Cargo will flow directly from the ship to the railroad at the port; in addition, some freight will be transported via rail between the port and Hialeah Yard.
"We've been really excited about reactivating that rail," says Kevin Lynskey, the Port of Miami's assistant director for business initiatives.
Besides the rail line reconnection, the port will benefit from the Hialeah Yard's proximity to Miami International Airport, he adds.
"I think three or four years ago, when we first got together with the FEC, we both understood our asset base would increase in worth by making this investment," says Lynskey.
The Port of Miami's overall infrastructure expansion received a major boost earlier this year when Florida Gov. Rick Scott gave FDOT approval to provide $77 million for dredging work, which is designed to enable larger cargo ships to enter the port.
Port officials estimate the expansion would make the Port of Miami the nation's third eastern seaport capable of handling large container-carrying vessels.
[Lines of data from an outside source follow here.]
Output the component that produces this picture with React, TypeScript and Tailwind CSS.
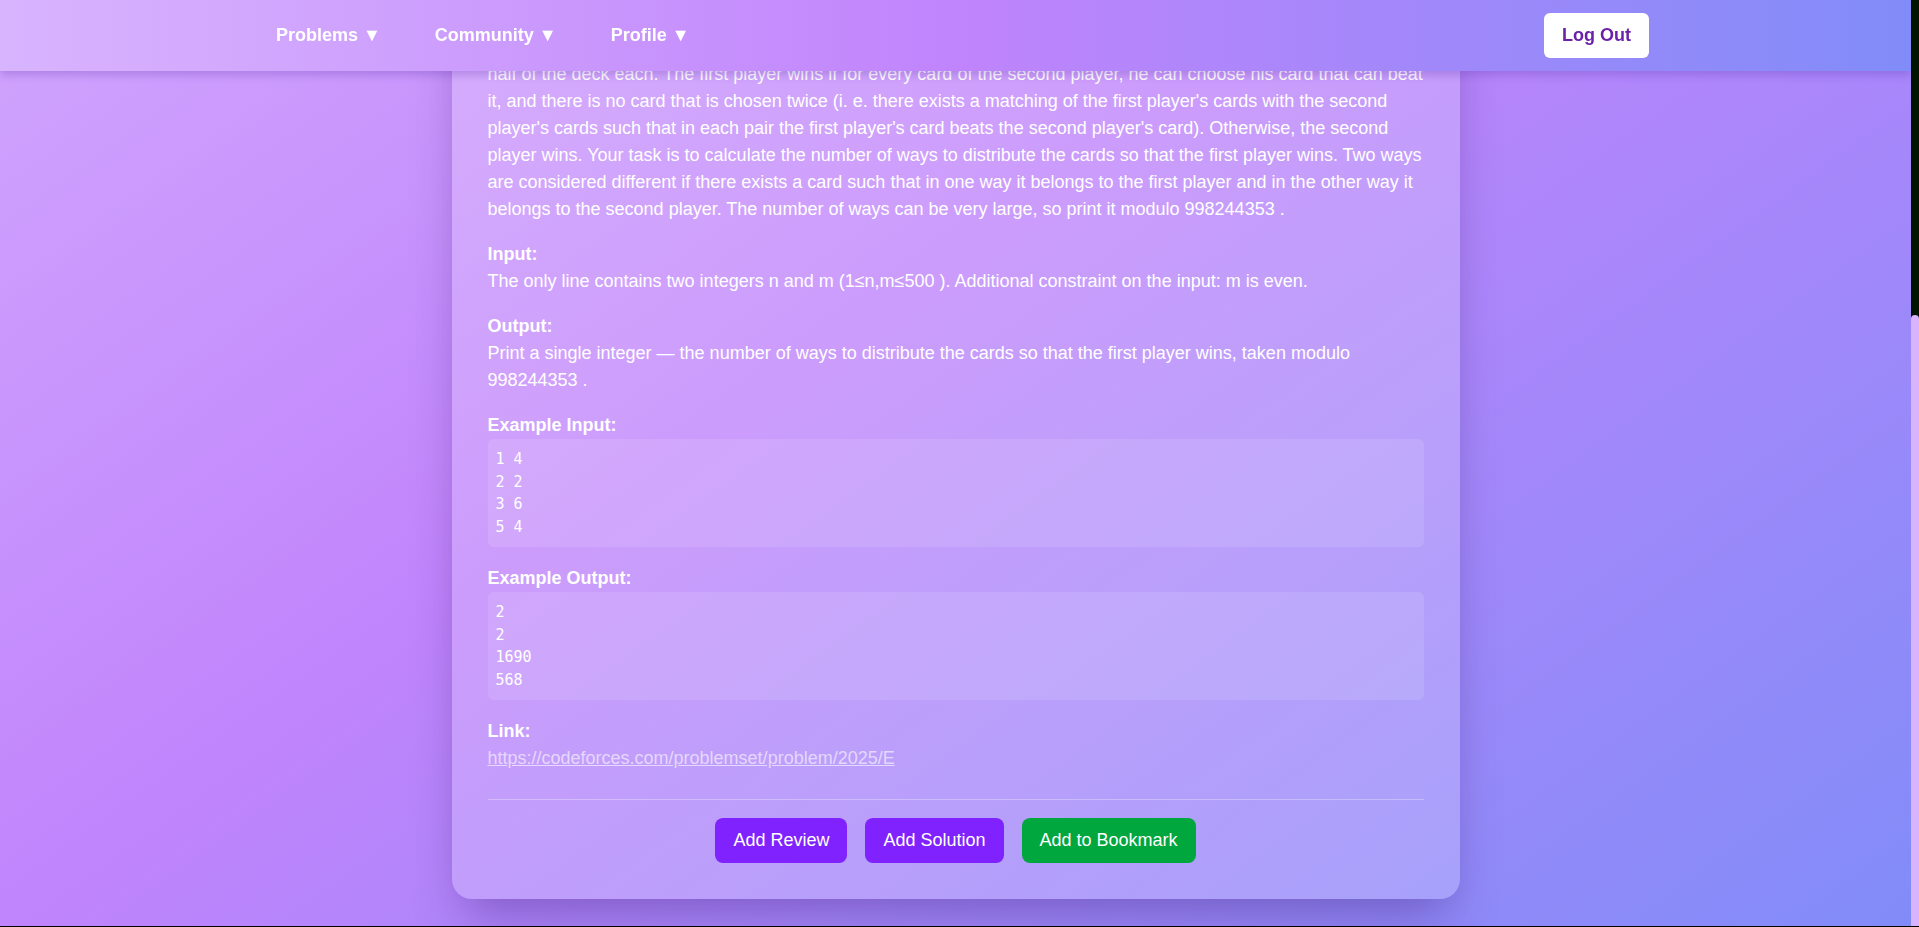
import React, { useLayoutEffect, useRef } from "react";

const statementA =
  "In the most popular card game in Berland, a deck of n×m cards is used. Each card has two parameters: suit and rank. Suits in the game are numbered from 1 to n , and ranks are numbered from 1 to m . There is exactly one card in the deck for each combination of suit and rank. A card with suit a and rank b can beat a card with suit c and rank d in one of two cases: a=1 , c≠1 (a card of suit 1 can beat a card of any other suit); a=c , b>d (a card can beat any other card of the same suit but of a lower rank). Two players play the game. Before the game starts, they receive exactly";
const statementB =
  "half of the deck each. The first player wins if for every card of the second player, he can choose his card that can beat it, and there is no card that is chosen twice (i. e. there exists a matching of the first player's cards with the second player's cards such that in each pair the first player's card beats the second player's card). Otherwise, the second player wins. Your task is to calculate the number of ways to distribute the cards so that the first player wins. Two ways are considered different if there exists a card such that in one way it belongs to the first player and in the other way it belongs to the second player. The number of ways can be very large, so print it modulo 998244353 .";

function Section({ label, children }: { label: string; children: React.ReactNode }) {
  return (
    <div className="mb-[18px]">
      <div className="font-bold">{label}</div>
      {children}
    </div>
  );
}

function Code({ text }: { text: string }) {
  return (
    <pre className="rounded-md bg-white/10 px-2 py-[9px] font-['DejaVu_Sans_Mono',monospace] text-[15px] leading-[1.5] whitespace-pre text-white">
      {text}
    </pre>
  );
}

export default function App() {
  const ref = useRef<HTMLDivElement>(null);
  useLayoutEffect(() => {
    if (ref.current) ref.current.scrollTop = ref.current.scrollHeight;
  }, []);

  return (
    <div className="h-screen bg-black font-['Liberation_Sans',Arial,sans-serif]">
      <div className="flex h-[926px]">
        <div
          ref={ref}
          className="min-w-0 flex-1 overflow-y-auto [scrollbar-width:none] [&::-webkit-scrollbar]:hidden"
        >
          <div className="min-h-full bg-[linear-gradient(to_bottom_right,#d8b4fe,#c084fc,#818cf8)] pb-[27px]">
            <header className="sticky top-0 z-10 flex h-[71px] items-center justify-between bg-[linear-gradient(to_right,#d8b4fe,#c084fc,#818cf8)] pl-[276px] pr-[262px] shadow-[0_4px_8px_rgba(80,40,160,0.25)]">
              <nav className="flex items-center gap-[54px] text-[18px] font-bold text-white">
                <span>Problems ▼</span>
                <span>Community ▼</span>
                <span>Profile ▼</span>
              </nav>
              <button className="rounded-md bg-white px-[18px] py-[9px] text-[18px] leading-[1.5] font-bold text-[#6b21a8]">
                Log Out
              </button>
            </header>

            <main className="mx-auto mt-[100px] w-[1008px] rounded-[20px] bg-white/20 p-9 text-[18px] leading-[1.5] text-white shadow-[0_25px_50px_-12px_rgba(40,0,90,0.35)]">
              <h1 className="mb-[18px] text-[28px] leading-[1.3] font-bold">E. Card Game</h1>
              <div className="mb-[18px]">
                <span className="font-bold">Difficulty:</span> 2200
              </div>
              <div className="mb-[18px]">
                <span className="font-bold">Tags:</span> combinatorics, dp, fft, greedy, math
              </div>
              <Section label="Description:">
                <p>
                  {statementA}
                  <br />
                  {statementB}
                </p>
              </Section>
              <Section label="Input:">
                <p>The only line contains two integers n and m (1≤n,m≤500 ). Additional constraint on the input: m is even.</p>
              </Section>
              <Section label="Output:">
                <p>Print a single integer — the number of ways to distribute the cards so that the first player wins, taken modulo 998244353 .</p>
              </Section>
              <Section label="Example Input:">
                <Code text={"1 4\n2 2\n3 6\n5 4"} />
              </Section>
              <Section label="Example Output:">
                <Code text={"2\n2\n1690\n568"} />
              </Section>
              <div>
                <div className="font-bold">Link:</div>
                <a href="#" className="text-white/60 underline">
                  https://codeforces.com/problemset/problem/2025/E
                </a>
              </div>
              <div className="mt-[27px] flex justify-center gap-[18px] border-t border-white/30 pt-[18px]">
                <button className="rounded-lg bg-[#7f22fe] px-[18px] py-[9px] text-white">Add Review</button>
                <button className="rounded-lg bg-[#7f22fe] px-[18px] py-[9px] text-white">Add Solution</button>
                <button className="rounded-lg bg-[#00a63e] px-[18px] py-[9px] text-white">Add to Bookmark</button>
              </div>
            </main>
          </div>
        </div>
        <div className="flex w-2 flex-col justify-end bg-[#001400]">
          <div className="h-[611px] rounded-t-[4px] bg-[#d8b4fe]" />
        </div>
      </div>
    </div>
  );
}
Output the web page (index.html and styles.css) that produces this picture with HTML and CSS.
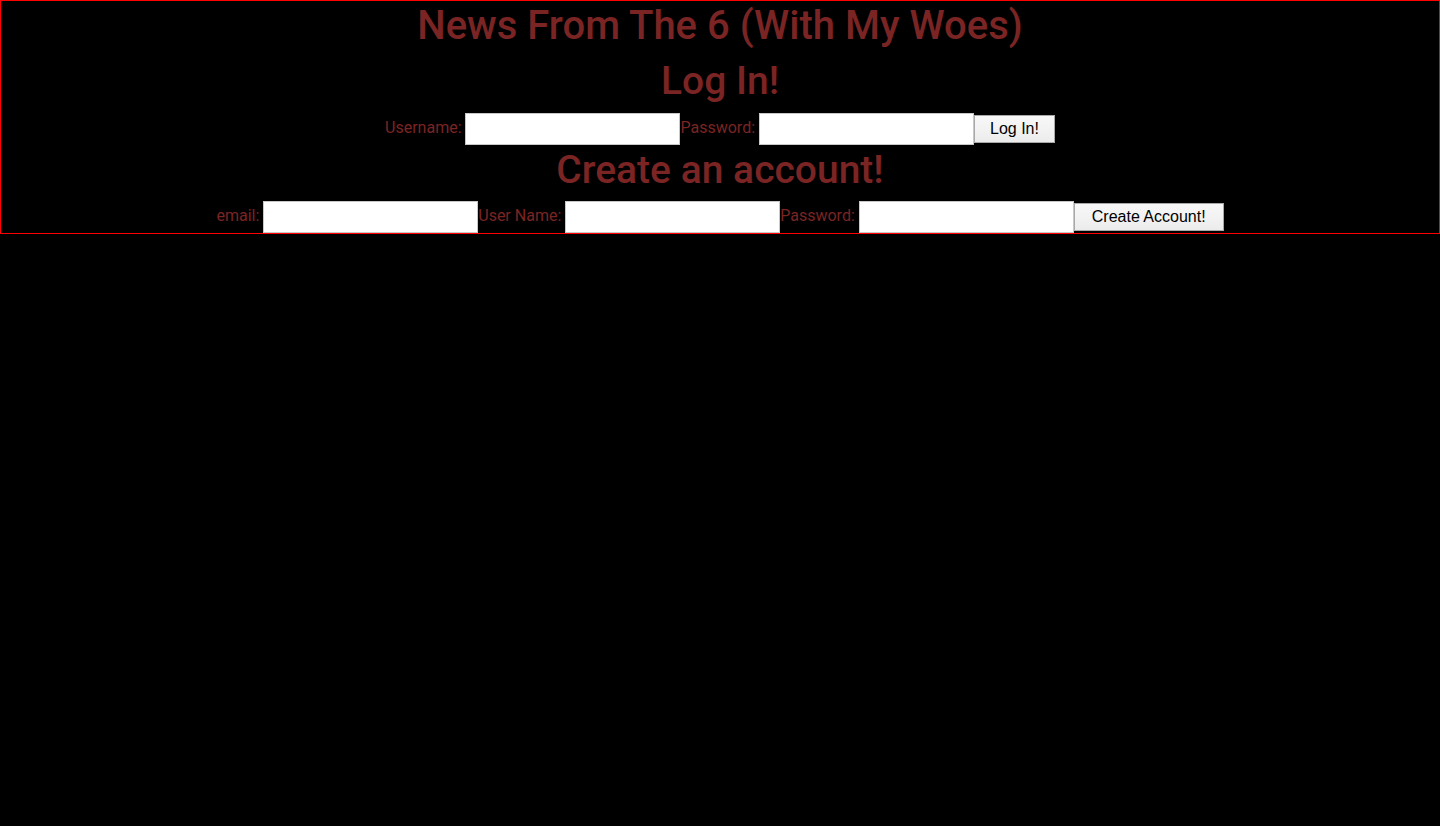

Currently, about 10 percent of the ports' cargo traffic is transported via FEC (slightly more than 10 percent through Miami and slightly less than 10 percent through Port Everglades). FEC's Hertwig wants that percentage to climb to the mid-20s or 30 percent after the ports and Panama Canal finish their expansions.
The projects will help FEC provide overnight service throughout Florida, and second- or third-day service throughout the southeastern United States, says Hertwig.
"Hopefully, this will be a tremendous opportunity for this railroad," he says.